Jesus had lived and Jesus had died. That was pretty much what had happened so far. Forget the 20 centuries of institutional Christianity that would follow, forget the doctrine of the Trinity, of the divinity of Jesus, the theology of sacrifice, predestination etc.

Go back to two people who experience God communicated to them through the stories, the memories and promises of what Jesus’ friends told them about him. (I don’t believe the author of John was the same John that was a disciple of Jesus). Who find the real meaning of life, discover the principle which holds all things together, finally understand what their purpose of being is and how this relates to all other things in creation and beyond it in what Jesus said and did. And understand: this is something that goes back to the basics of what constitutes existence, to the beginning of all that breathes with God’s breath, is infused with his power, derives its light from divine truth.
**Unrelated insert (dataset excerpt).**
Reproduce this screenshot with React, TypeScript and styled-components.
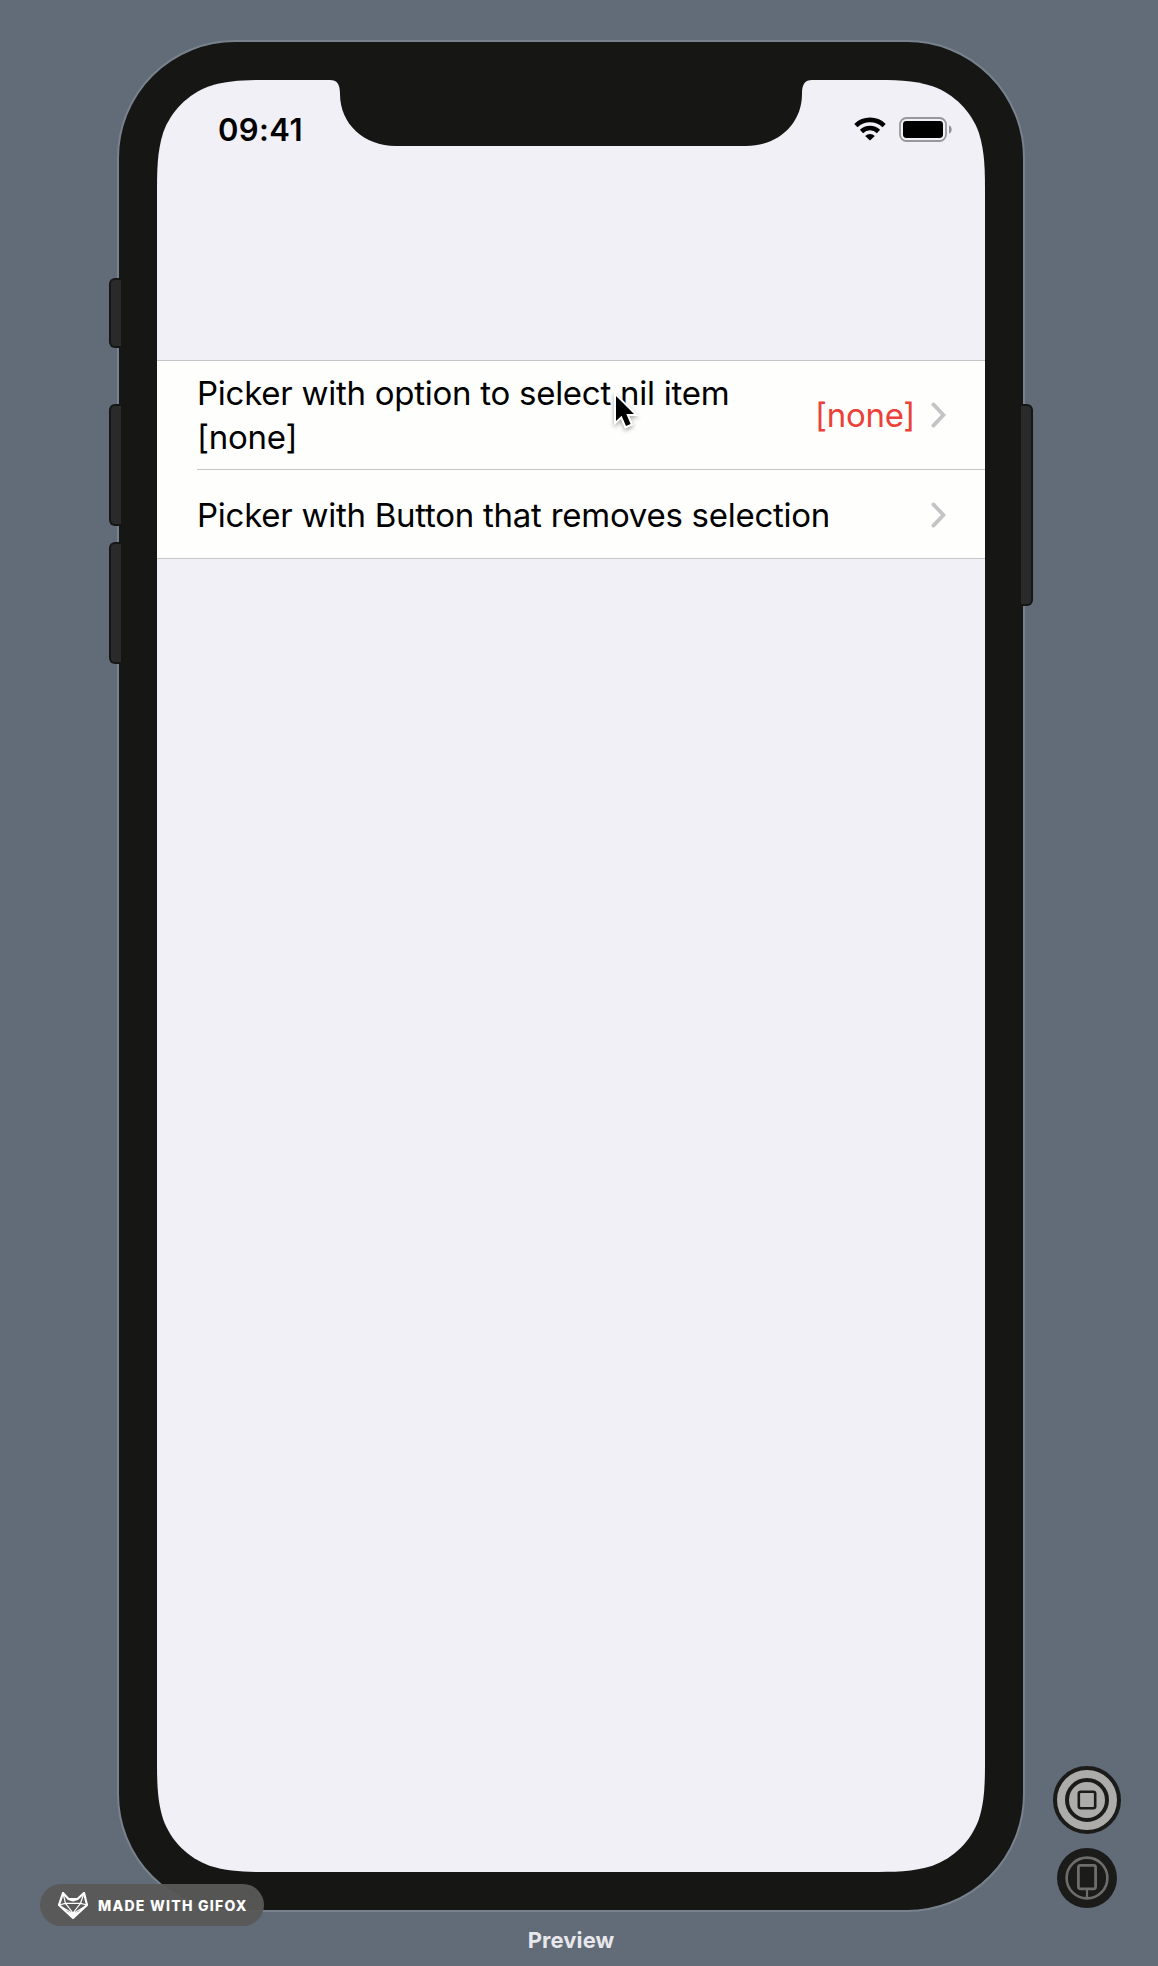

Jesus lived it. Lived it to such an extent that he not only radiated with God’s light as others have done before him, but became one with it. He WAS wisdom, God’s law, truth, light, the guiding principle of life incarnate. And what is more important and mind boggling: He still IS.

The light hasn’t been extinguished when he died. On the contrary we testify that in our lives, here and now, it is shining stronger than ever, the sun that crept over the skyline when he entered history is rising, his love filling people to where they are brimming with it. Every day.

Heaven and Earth have touched each other, become one in Jesus who was an equal part of both, and brought them together in one place, at one time, to constitute one reality. From that moment on eternity and history are no longer parallel realities, parallel streams, but realities, streams, connected by a (river) lock, the lock of Jesus, of the truth as it became known in him, of the light as it showed itself in him, of God as he communicated himself through him. Locks wide open now to anyone who lets the divine reality flow into his or her existence and allows it to change it towards that divine reality of a life that is like Christ’s informed by love and infused with forgiveness.